Here are the arguments from the most-to-least commonly heard:

  1. The need to bring down the cost of living to head off a demographic crisis. Lower education costs make it cheaper to have more children – presuming people don’t just face the inconvenience of finding and then paying tutors on the black market given the social pressure on children to pass the gaokao university exam. Logically, lower housing prices could help too – but raising mortgage rates (as in Shanghai on Friday) takes money out of pockets; so much household wealth is stored in housing there is no tolerance for asset-price declines; and without asset price appreciation, why hold property at all? It’s a delicate balancing act – and with a long list of other areas that will need to be addressed too;

  2. Social justice/inequality. China is trying to narrow wealth and income gaps from the structural side? If so, this is likely to be a zero-sum game, and tends to rock boats, as we already see;

  3. A crack-down on Western-style exuberance. Day-to-day functioning of markets is fine; day-to-day trading and banking is fine; but the mutated Western hyper-capitalism all about disruption, agglomeration, and immiseration (and diversity and saving the planet) is not wanted. Which is a shock for a West that has forgotten what it used to be like until recently; or

  4. More broadly, is Beijing deciding one particular color of cat has caught all the mice required?

This is not an attempt to prescribe an answer for readers. But one needs to have a view in order to predict where this stops (out). “Risk is priced” Wall Street is unlikely to be the source of that wisdom based on its track record and its theme song of “Money makes the world go round”. Indeed, I already saw the first reference to these shock out-of-the-red crackdowns being a good, lower entry point. As quoted yesterday, “Rarely is the question asked, is our Wall Street learning?”

If one wants a better guide to what this could yet mean, I suggest looking to the geopolitical environment: yesterday’s US-China diplomatic meeting went about as badly as the previous one in Alaska.
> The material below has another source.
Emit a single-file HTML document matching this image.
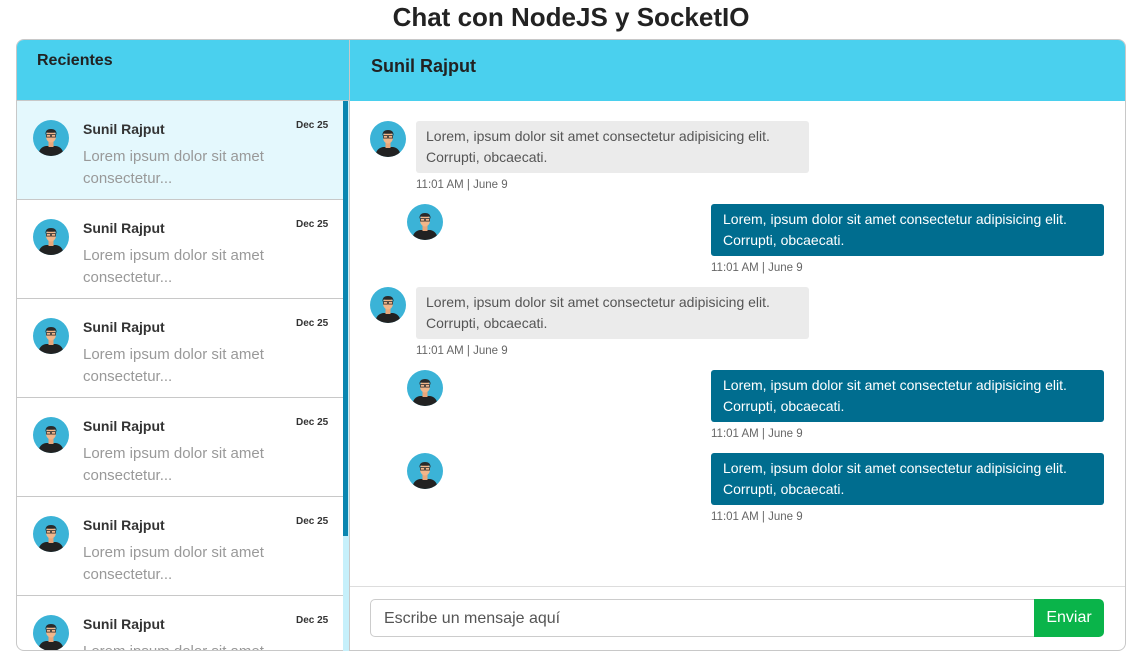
<!DOCTYPE html>
<html><head><meta charset="utf-8"><style>
*{box-sizing:border-box;margin:0;padding:0}
body{width:1142px;height:667px;background:#fff;font-family:"Liberation Sans",sans-serif;position:relative;overflow:hidden;color:#333}
.abs{position:absolute}
h1{position:absolute;left:0;width:1142px;top:1px;text-align:center;font-size:26px;font-weight:bold;color:#222;line-height:32px}
.left{left:16px;top:39px;width:334px;height:612px;border:1px solid #c8c8c8;border-radius:8px 0 0 8px;overflow:hidden;background:#fff}
.lh{position:absolute;left:0;top:0;width:332px;height:61px;background:#4ad0ee;border-bottom:1px solid #c8c8c8}
.lh span{position:absolute;left:20px;top:12px;font-size:16px;font-weight:bold;color:#222}
.item{position:absolute;left:0;width:326px;height:99px;border-bottom:1px solid #c8c8c8}
.item .av{position:absolute;left:16px;top:19px}
.item .nm{position:absolute;left:66px;top:20px;font-size:14px;color:#333;font-weight:bold}
.item .dt{position:absolute;left:279px;top:19px;font-size:10px;color:#333;font-weight:bold}
.item .pv{position:absolute;left:66px;top:45px;font-size:15px;color:#999;line-height:22px}
.track{left:343px;top:101px;width:6px;height:550px;background:#c6f0fb}
.thumb{left:343px;top:101px;width:5px;height:435px;background:#0a86b0}
.right{left:349px;top:39px;width:777px;height:612px;border:1px solid #c8c8c8;border-radius:0 8px 8px 0;overflow:hidden}
.rh{position:absolute;left:0;top:0;width:100%;height:61px;background:#4ad0ee}
.rh span{position:absolute;left:21px;top:16px;font-size:18px;font-weight:bold;color:#222}
.in{position:absolute;width:393px;height:52px;background:#ebebeb;border-radius:3px;padding:5px 10px;font-size:14px;line-height:21px;color:#555}
.out{position:absolute;width:393px;height:52px;background:#006d8f;border-radius:3px;padding:5px 12px;font-size:14px;line-height:21px;color:#fff}
.tm{position:absolute;font-size:11.5px;color:#666}
.foot{position:absolute;left:0;top:546px;width:100%;border-top:1px solid #ddd}
.inp{left:370px;top:599px;width:665px;height:38px;border:1px solid #ccc;border-radius:5px 0 0 5px;font-size:16px;color:#555;padding:10px 13px}
.btn{left:1034px;top:599px;width:70px;height:38px;background:#0ab44a;border-radius:0 5px 5px 0;color:#fff;font-size:16px;text-align:center;line-height:38px}
</style></head><body>
<svg width="0" height="0" style="position:absolute"><defs><symbol id="a" viewBox="0 0 36 36"><circle cx="18" cy="18" r="18" fill="#3bb3d7"/><clipPath id="c"><circle cx="18" cy="18" r="18"/></clipPath><g clip-path="url(#c)"><path d="M5 36 Q6 27 13 26 L23 26 Q30 27 31 36Z" fill="#222"/><rect x="15.5" y="21" width="5" height="6" fill="#e9a77b"/><ellipse cx="18" cy="16.5" rx="5" ry="6" fill="#f2b68a"/><path d="M12.5 15 Q12 9 18 9 Q24 9 23.5 15 L22.5 12.5 Q18 13 13.5 12.5Z" fill="#2a2a2a"/><rect x="13.5" y="14.5" width="4" height="2.6" fill="none" stroke="#333" stroke-width=".8"/><rect x="18.5" y="14.5" width="4" height="2.6" fill="none" stroke="#333" stroke-width=".8"/></g></symbol></defs></svg>
<h1>Chat con NodeJS y SocketIO</h1>
<div class="abs left">
<div class="lh"><span>Recientes</span></div>
<div class="item" style="top:61px;background:#e4f8fd"><svg class="av" width="36" height="36"><use href="#a"/></svg><div class="nm">Sunil Rajput</div><div class="dt">Dec 25</div><div class="pv">Lorem ipsum dolor sit amet<br>consectetur...</div></div>
<div class="item" style="top:160px"><svg class="av" width="36" height="36"><use href="#a"/></svg><div class="nm">Sunil Rajput</div><div class="dt">Dec 25</div><div class="pv">Lorem ipsum dolor sit amet<br>consectetur...</div></div>
<div class="item" style="top:259px"><svg class="av" width="36" height="36"><use href="#a"/></svg><div class="nm">Sunil Rajput</div><div class="dt">Dec 25</div><div class="pv">Lorem ipsum dolor sit amet<br>consectetur...</div></div>
<div class="item" style="top:358px"><svg class="av" width="36" height="36"><use href="#a"/></svg><div class="nm">Sunil Rajput</div><div class="dt">Dec 25</div><div class="pv">Lorem ipsum dolor sit amet<br>consectetur...</div></div>
<div class="item" style="top:457px"><svg class="av" width="36" height="36"><use href="#a"/></svg><div class="nm">Sunil Rajput</div><div class="dt">Dec 25</div><div class="pv">Lorem ipsum dolor sit amet<br>consectetur...</div></div>
<div class="item" style="top:556px;border:none"><svg class="av" width="36" height="36"><use href="#a"/></svg><div class="nm">Sunil Rajput</div><div class="dt">Dec 25</div><div class="pv">Lorem ipsum dolor sit amet<br>consectetur...</div></div>
</div>
<div class="abs track"></div><div class="abs thumb"></div>
<div class="abs right"><div class="rh"><span>Sunil Rajput</span></div><div class="foot"></div></div>
<svg class="abs" style="left:370px;top:121px" width="36" height="36"><use href="#a"/></svg>
<div class="in" style="left:416px;top:121px">Lorem, ipsum dolor sit amet consectetur adipisicing elit.<br>Corrupti, obcaecati.</div>
<div class="tm" style="left:416px;top:179px">11:01 AM | June 9</div>
<svg class="abs" style="left:407px;top:204px" width="36" height="36"><use href="#a"/></svg>
<div class="out" style="left:711px;top:204px">Lorem, ipsum dolor sit amet consectetur adipisicing elit.<br>Corrupti, obcaecati.</div>
<div class="tm" style="left:711px;top:262px">11:01 AM | June 9</div>
<svg class="abs" style="left:370px;top:287px" width="36" height="36"><use href="#a"/></svg>
<div class="in" style="left:416px;top:287px">Lorem, ipsum dolor sit amet consectetur adipisicing elit.<br>Corrupti, obcaecati.</div>
<div class="tm" style="left:416px;top:345px">11:01 AM | June 9</div>
<svg class="abs" style="left:407px;top:370px" width="36" height="36"><use href="#a"/></svg>
<div class="out" style="left:711px;top:370px">Lorem, ipsum dolor sit amet consectetur adipisicing elit.<br>Corrupti, obcaecati.</div>
<div class="tm" style="left:711px;top:428px">11:01 AM | June 9</div>
<svg class="abs" style="left:407px;top:453px" width="36" height="36"><use href="#a"/></svg>
<div class="out" style="left:711px;top:453px">Lorem, ipsum dolor sit amet consectetur adipisicing elit.<br>Corrupti, obcaecati.</div>
<div class="tm" style="left:711px;top:511px">11:01 AM | June 9</div>
<div class="abs inp">Escribe un mensaje aquí</div>
<div class="abs btn">Enviar</div>
</body></html>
US Deputy Secretary of State Sherman came to China with the ostensible message that US “extreme competition” also wants to ensure “guard rails” to prevent things “veering off” into “conflict”. China responded with accusations of being treated as an “imaginary enemy” and US “coercive diplomacy”, rejected all calls to decouple cooperation on the climate from other issues, and handed over two lists of demands for the US to meet before relations can be reset. As journalist Stuart Lau of Politico puts it, the key messages from China were:

  • “Ideological: US shall not challenge/overthrow China’s communist system;

  • Economic: US shall not obstruct China’s development by sanctions/tariffs;

  • Sovereignty: US shall not infringe on its rights in HK, Xinjiang, Tibet, and Taiwan

If one subscribes to the view that the US will accede on all of the above –and hence to accepting the end of its role as global hegemon– then by all means structure one’s portfolio/trades/supply chain risk accordingly. If one does not, then the same advice applies, but somewhat differently – because both sides would need to adjust policy, as we may already be seeing. In short, if the big picture doesn’t change then expect further surprises to appear out of the red, and out of the red-white-and-blue too.

Or, just hum “Money makes the world go round” until the next “Whocouldanooed?” surprise emerges as a “better entry point”.